The FIFA is actually the festival of films about art—which,
in Montreal, delightfully, no-one confuses
with a soccer franchise. I was most excited about the Anselm Kiefer film. Kiefer
had an exhibit at the Contemporary Art
Museum here about 5 years ago. I was captivated
by his sculptures, particularly the one depicting a giant lead book with giant
lead wings sprouting from its back. It seemed heavy and sad, despite the obvious
symbolism.
The film did not disappoint. It let the cleverness,
unexpectedness, and provocativeness of Kiefer’s work shine as sunlight through
a clean window. But that metaphor is all wrong for today’s thoughts. You’ll
never find a clean window in Kiefer’s maze of broken glass, concrete cubes, and
metal sheets dappled with molten lead and dirt.

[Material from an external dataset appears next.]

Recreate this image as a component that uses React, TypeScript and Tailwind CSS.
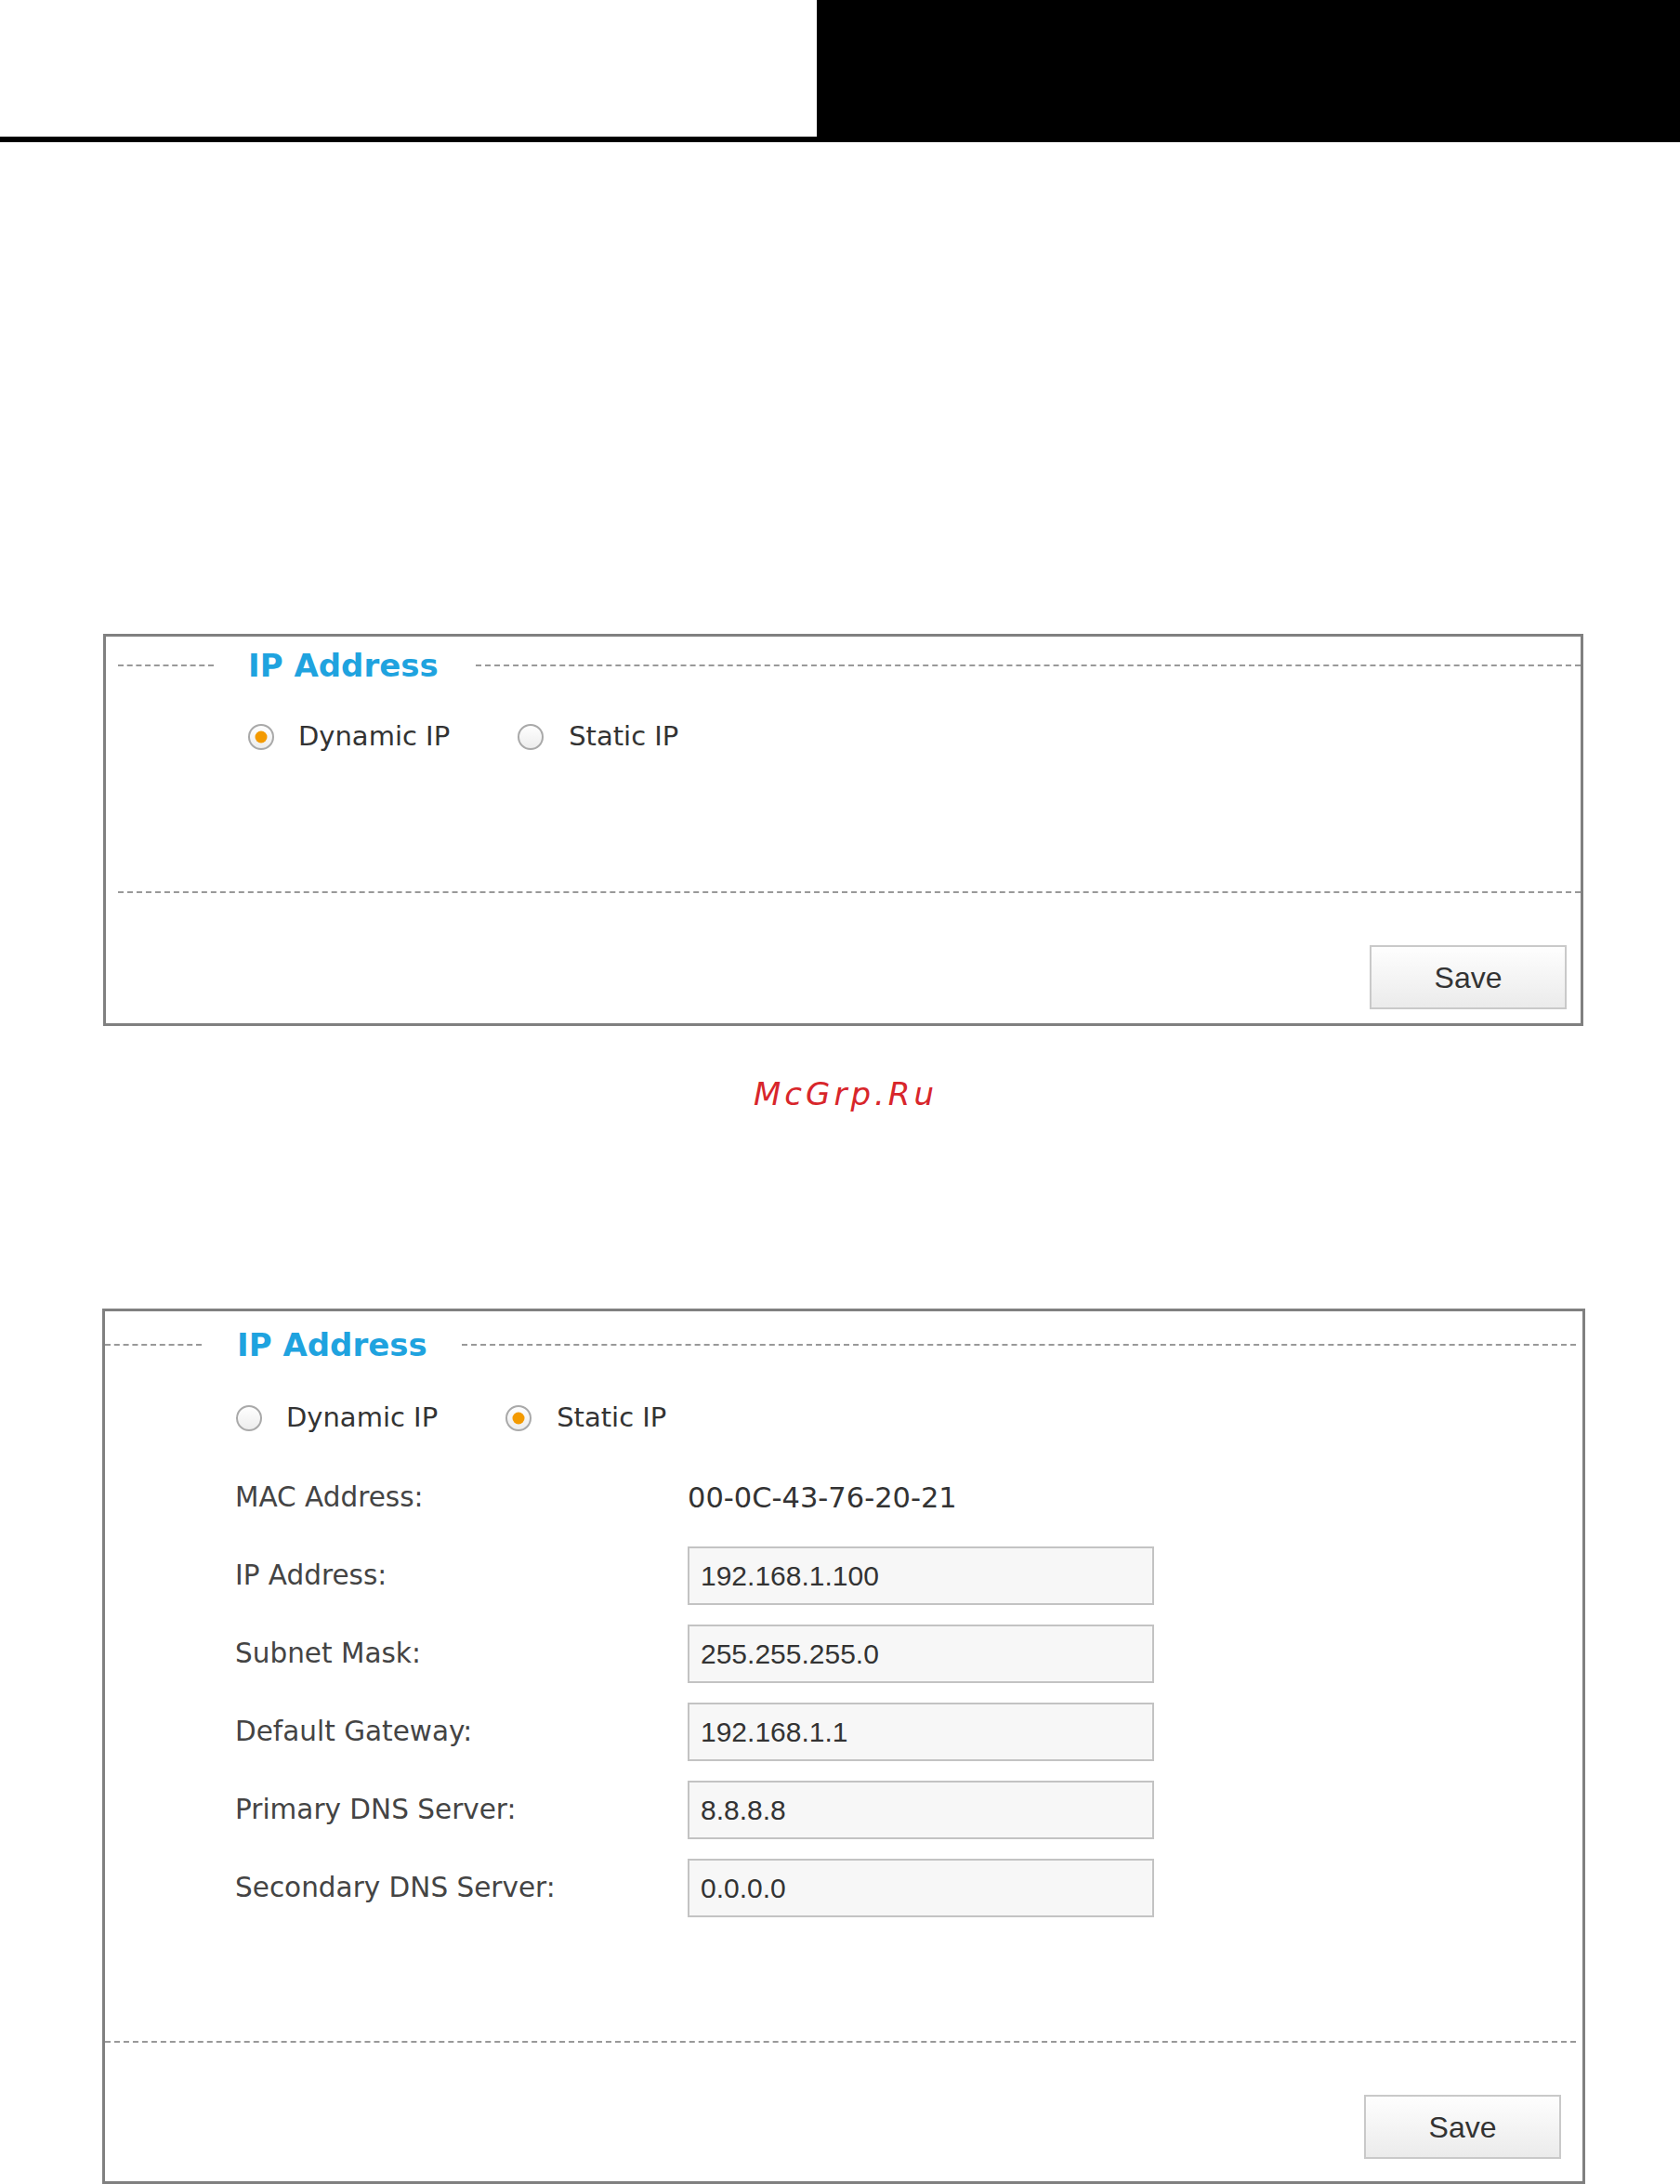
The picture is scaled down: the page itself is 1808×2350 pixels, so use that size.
import React from "react";

const labelFont = { fontFamily: '"DejaVu Sans", Verdana, sans-serif' };

function Radio({ checked }: { checked: boolean }) {
  return (
    <svg width="30" height="30" viewBox="0 0 30 30" className="shrink-0">
      <defs>
        <linearGradient id="rg" x1="0" y1="0" x2="0" y2="1">
          <stop offset="0" stopColor="#ffffff" />
          <stop offset="1" stopColor="#ececec" />
        </linearGradient>
      </defs>
      <circle cx="15" cy="15" r="13" fill="url(#rg)" stroke="#a9a9a9" strokeWidth="2" />
      {checked && <circle cx="15" cy="15" r="6.5" fill="#f39a00" />}
    </svg>
  );
}

function Dash({ className }: { className: string }) {
  return <div className={`border-t-2 border-dashed border-[#999] ${className}`} />;
}

function TitleRow({ pad }: { pad: "a" | "b" }) {
  if (pad === "a") {
    return (
      <div className="flex items-center h-[40px] mt-[11px]">
        <Dash className="ml-[13px] w-[103px]" />
        <span
          className="ml-[37px] text-[34px] font-bold leading-[40px] text-[#1fa3df]"
          style={labelFont}
        >
          IP Address
        </span>
        <Dash className="ml-[40px] flex-1" />
      </div>
    );
  }
  return (
    <div className="flex items-center h-[40px] mt-[16px]">
      <Dash className="w-[104px]" />
      <span
        className="ml-[38px] text-[34px] font-bold leading-[40px] text-[#1fa3df]"
        style={labelFont}
      >
        IP Address
      </span>
      <Dash className="ml-[37px] mr-[7px] flex-1" />
    </div>
  );
}

function RadioRow({ staticIp, first }: { staticIp: boolean; first: boolean }) {
  return (
    <div
      className={`flex items-center h-[40px] text-[29px] text-[#333] ${
        first ? "mt-[37px] ml-[152px]" : "mt-[39px] ml-[140px]"
      }`}
      style={labelFont}
    >
      <Radio checked={!staticIp} />
      <span className="ml-[25px]">Dynamic IP</span>
      <span className="ml-[72px] flex items-center">
        <Radio checked={staticIp} />
        <span className="ml-[26px]">Static IP</span>
      </span>
    </div>
  );
}

function SaveButton({ className }: { className: string }) {
  return (
    <button
      className={`w-[212px] h-[69px] border-2 border-[#c9c9c9] bg-gradient-to-b from-[#fefefe] to-[#ebebeb] text-[32px] text-[#333] ${className}`}
      style={{ fontFamily: '"Liberation Sans", Arial, sans-serif' }}
    >
      Save
    </button>
  );
}

const fields = [
  ["IP Address:", "192.168.1.100"],
  ["Subnet Mask:", "255.255.255.0"],
  ["Default Gateway:", "192.168.1.1"],
  ["Primary DNS Server:", "8.8.8.8"],
  ["Secondary DNS Server:", "0.0.0.0"],
];

export default function App() {
  return (
    <div className="w-[1808px] h-[2350px] bg-white overflow-hidden">
      {/* header strip */}
      <div className="flex h-[153px]">
        <div className="w-[879px] border-b-[6px] border-black bg-white" />
        <div className="flex-1 bg-black" />
      </div>

      {/* Dynamic IP panel */}
      <div className="mt-[529px] ml-[111px] w-[1593px] h-[422px] border-[3px] border-[#808080] flex flex-col">
        <TitleRow pad="a" />
        <RadioRow staticIp={false} first />
        <Dash className="mt-[146px] ml-[13px]" />
        <div className="flex justify-end mt-[56px] mr-[15px]">
          <SaveButton className="" />
        </div>
      </div>

      <div
        className="mt-[53px] text-center text-[34px] leading-[40px] italic tracking-[4px] text-[#d8262b] pl-[12px]"
        style={{ fontFamily: '"DejaVu Sans", sans-serif' }}
      >
        McGrp.Ru
      </div>

      {/* Static IP panel */}
      <div className="mt-[211px] ml-[110px] w-[1596px] h-[942px] border-[3px] border-[#808080] flex flex-col">
        <TitleRow pad="b" />
        <RadioRow staticIp first={false} />

        <div className="mt-[34px] ml-[140px] flex flex-col gap-[21px] text-[29.5px] text-[#444]" style={labelFont}>
          <div className="flex items-center h-[63px]">
            <span className="w-[487px]">MAC Address:</span>
            <span className="text-[#333] text-[30.5px]">00-0C-43-76-20-21</span>
          </div>
          {fields.map(([label, value]) => (
            <div key={label} className="flex items-center h-[63px]">
              <span className="w-[487px]">{label}</span>
              <div
                className="w-[502px] h-[63px] border-2 border-[#c3c3c3] bg-[#f7f7f7] flex items-center pl-[12px] text-[30px] text-[#333]"
                style={{ fontFamily: '"Liberation Sans", Arial, sans-serif' }}
              >
                {value}
              </div>
            </div>
          ))}
        </div>

        <Dash className="mt-[133px] mr-[7px]" />
        <div className="flex justify-end mt-[56px] mr-[23px]">
          <SaveButton className="h-[68px]" />
        </div>
      </div>
    </div>
  );
}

At one point, Kiefer mentions he likes imperfections, empty
spaces. We see him flinging sheets of glass on the concrete surrounding a lead
tableau. The fractured, the diffuse, the brokenness. Those things we avoid, see
only to patch up or cover over, he forces us to look at them, think about them,
marvel at them, grasp them without collapsing their disintegratedness. I’m
reminded of the dazzling, shattered complexity of our current world. Wars are
fought, not with armies but random little cells of rebels. Information is
transmitted, not through a fixed number of newspapers or television channels
but a multiplicity of organically, randomly interconnected internet sites. I
cannot concentrate for more than 3 minutes on any task during my work day
without being interrupted by my buzzing Blackberry.
What to make of this post-big-bang-style eruption of formerly
packed particles into a million spots of light that has happened in the past 10
years or so? Confusion reigns, because our eyes are trained to see a music
video as a seamless 3.5-minute flow despite the cut-a-second editing, because our
minds yearn for perfect wholeness.
One of Kiefer’s tableaux, of the thick giant metal sheet
variety, is textured with fissures. In the film, he pours molten lead and it
runs along the cracks. Then he takes oversized plasters of molars and sticks
them into the lead. “It’s the Greeks’ idea,” he shrugs, “they sowed teeth and
harvested warriors. The legend of the Argonauts.”
Yes. Yes, how do we do that? How do we nourish ourselves in the
multitudes of cracks, make ourselves at home in the brokenness, draw strength
from the endless and unpatterned divisions, so that we rise up warriors?